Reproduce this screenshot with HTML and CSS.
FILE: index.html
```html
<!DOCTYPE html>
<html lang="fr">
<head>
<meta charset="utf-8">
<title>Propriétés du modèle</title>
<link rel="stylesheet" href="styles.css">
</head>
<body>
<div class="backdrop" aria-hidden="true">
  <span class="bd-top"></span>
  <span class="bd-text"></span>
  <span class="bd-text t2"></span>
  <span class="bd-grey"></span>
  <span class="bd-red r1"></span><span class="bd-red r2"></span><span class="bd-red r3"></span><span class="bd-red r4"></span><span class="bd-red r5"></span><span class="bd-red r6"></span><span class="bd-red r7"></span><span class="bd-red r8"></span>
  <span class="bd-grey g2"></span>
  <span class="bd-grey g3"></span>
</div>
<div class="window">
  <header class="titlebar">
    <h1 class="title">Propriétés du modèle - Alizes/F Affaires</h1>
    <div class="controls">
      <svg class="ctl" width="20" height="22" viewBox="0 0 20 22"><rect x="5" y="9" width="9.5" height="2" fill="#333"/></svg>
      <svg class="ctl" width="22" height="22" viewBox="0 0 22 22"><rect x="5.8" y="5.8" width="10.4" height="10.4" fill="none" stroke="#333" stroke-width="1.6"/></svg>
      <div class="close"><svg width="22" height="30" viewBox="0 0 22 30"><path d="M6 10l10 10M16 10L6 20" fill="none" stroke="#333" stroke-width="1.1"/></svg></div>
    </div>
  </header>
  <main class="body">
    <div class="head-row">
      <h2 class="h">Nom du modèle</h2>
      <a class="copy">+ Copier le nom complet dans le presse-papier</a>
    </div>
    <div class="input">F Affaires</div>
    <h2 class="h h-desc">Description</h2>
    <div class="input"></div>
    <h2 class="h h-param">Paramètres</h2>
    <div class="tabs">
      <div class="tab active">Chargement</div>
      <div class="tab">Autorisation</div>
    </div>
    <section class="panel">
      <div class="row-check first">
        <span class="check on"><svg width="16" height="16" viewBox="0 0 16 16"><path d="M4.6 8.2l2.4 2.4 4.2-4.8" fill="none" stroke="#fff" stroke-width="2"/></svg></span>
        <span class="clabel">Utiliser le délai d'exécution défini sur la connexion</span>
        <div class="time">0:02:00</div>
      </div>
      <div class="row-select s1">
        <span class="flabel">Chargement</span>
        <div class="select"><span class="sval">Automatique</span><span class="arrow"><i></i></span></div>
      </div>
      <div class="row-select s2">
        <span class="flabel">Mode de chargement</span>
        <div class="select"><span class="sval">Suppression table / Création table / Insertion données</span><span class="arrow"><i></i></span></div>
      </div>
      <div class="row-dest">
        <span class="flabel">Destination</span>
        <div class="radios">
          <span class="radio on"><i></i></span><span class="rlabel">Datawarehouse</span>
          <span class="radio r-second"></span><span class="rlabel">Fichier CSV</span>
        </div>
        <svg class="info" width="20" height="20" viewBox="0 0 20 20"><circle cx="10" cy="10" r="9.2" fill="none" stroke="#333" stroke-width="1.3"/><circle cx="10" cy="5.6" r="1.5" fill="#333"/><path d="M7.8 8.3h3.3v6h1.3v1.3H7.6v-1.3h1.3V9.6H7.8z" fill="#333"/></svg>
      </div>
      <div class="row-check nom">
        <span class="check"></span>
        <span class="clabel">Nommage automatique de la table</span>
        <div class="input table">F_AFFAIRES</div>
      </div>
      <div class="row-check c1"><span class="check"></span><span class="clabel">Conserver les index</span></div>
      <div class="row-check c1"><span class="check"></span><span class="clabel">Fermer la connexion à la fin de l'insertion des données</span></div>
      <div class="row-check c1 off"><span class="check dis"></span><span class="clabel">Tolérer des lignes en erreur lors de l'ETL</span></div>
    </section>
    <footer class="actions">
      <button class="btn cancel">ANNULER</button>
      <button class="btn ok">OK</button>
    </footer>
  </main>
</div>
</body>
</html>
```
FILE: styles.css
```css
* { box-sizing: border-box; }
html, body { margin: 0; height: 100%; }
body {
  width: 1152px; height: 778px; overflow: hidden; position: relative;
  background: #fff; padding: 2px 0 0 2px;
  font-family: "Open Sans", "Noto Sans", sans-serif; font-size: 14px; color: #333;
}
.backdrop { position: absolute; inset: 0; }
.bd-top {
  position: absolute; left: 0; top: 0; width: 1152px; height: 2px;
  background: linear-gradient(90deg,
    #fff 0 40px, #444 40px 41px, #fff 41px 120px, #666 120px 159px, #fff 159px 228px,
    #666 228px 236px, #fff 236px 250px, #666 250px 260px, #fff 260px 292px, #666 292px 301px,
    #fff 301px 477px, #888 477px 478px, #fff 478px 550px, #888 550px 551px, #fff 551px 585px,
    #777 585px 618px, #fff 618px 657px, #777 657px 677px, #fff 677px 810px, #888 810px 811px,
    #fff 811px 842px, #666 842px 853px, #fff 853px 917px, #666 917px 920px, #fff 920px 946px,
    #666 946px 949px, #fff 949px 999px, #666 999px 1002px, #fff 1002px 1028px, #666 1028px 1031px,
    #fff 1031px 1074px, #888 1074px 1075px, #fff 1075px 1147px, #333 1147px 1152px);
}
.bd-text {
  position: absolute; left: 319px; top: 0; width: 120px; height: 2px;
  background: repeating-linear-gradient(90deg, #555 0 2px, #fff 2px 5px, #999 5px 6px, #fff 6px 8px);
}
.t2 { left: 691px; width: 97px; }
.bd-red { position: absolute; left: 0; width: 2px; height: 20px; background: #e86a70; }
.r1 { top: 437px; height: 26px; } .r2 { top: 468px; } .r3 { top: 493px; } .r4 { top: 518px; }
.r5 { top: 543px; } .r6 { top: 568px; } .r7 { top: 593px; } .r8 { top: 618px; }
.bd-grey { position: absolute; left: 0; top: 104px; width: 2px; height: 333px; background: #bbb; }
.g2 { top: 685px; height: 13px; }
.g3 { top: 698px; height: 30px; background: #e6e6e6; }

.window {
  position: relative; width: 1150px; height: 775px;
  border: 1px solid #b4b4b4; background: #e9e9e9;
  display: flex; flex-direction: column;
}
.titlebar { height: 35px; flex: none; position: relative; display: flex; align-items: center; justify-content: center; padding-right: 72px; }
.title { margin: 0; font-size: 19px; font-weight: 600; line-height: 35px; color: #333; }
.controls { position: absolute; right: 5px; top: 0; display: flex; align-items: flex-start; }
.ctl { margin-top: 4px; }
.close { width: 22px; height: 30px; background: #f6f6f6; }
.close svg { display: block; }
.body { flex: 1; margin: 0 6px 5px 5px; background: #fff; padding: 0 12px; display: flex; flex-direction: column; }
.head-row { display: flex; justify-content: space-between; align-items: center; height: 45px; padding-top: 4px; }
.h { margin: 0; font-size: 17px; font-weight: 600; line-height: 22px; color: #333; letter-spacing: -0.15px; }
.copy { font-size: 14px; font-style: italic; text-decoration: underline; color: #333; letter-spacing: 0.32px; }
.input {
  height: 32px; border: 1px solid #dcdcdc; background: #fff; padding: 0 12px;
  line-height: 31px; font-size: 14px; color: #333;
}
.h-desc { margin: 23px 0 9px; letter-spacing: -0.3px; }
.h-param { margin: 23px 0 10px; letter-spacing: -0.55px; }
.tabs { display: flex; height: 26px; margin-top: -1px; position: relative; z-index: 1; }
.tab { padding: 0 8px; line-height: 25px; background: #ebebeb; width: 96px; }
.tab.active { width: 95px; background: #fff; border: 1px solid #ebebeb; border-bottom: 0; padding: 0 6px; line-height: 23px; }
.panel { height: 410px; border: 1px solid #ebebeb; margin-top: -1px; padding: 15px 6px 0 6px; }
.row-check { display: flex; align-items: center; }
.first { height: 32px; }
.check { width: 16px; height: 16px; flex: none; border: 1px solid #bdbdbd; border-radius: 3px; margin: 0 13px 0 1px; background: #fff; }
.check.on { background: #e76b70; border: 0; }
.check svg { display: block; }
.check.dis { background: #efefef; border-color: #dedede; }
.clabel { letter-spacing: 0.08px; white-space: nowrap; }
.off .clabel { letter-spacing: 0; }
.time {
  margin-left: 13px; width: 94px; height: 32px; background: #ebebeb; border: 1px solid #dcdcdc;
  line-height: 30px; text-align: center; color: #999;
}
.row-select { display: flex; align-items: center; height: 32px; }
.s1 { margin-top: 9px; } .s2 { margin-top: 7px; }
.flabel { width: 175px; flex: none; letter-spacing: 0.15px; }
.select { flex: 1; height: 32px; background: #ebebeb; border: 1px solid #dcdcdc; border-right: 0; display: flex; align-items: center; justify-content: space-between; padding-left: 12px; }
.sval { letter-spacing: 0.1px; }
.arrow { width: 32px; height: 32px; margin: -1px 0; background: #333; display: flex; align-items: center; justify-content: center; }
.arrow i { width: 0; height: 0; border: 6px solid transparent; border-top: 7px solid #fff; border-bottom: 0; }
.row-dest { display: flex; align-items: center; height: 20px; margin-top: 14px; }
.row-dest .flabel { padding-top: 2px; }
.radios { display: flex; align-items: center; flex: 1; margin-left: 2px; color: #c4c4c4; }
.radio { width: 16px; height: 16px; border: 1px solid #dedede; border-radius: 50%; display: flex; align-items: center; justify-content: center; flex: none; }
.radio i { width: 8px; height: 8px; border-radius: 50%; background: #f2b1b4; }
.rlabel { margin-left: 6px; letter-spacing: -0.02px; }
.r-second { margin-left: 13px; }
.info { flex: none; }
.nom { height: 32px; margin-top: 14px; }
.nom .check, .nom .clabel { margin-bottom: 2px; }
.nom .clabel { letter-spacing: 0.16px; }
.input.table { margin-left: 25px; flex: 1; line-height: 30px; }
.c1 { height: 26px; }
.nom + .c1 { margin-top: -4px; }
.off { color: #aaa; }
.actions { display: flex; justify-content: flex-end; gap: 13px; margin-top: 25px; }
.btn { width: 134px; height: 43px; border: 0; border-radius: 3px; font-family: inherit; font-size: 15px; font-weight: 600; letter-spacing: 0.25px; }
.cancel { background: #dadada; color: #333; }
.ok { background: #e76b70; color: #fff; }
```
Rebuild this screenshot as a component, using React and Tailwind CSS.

::::::

## Problem requirements:
Look over the listing. Pull out every line with the string "screenshot" in it.

## Result of this task:
Reproduce this screenshot with HTML and CSS.
Rebuild this screenshot as a component, using React and Tailwind CSS.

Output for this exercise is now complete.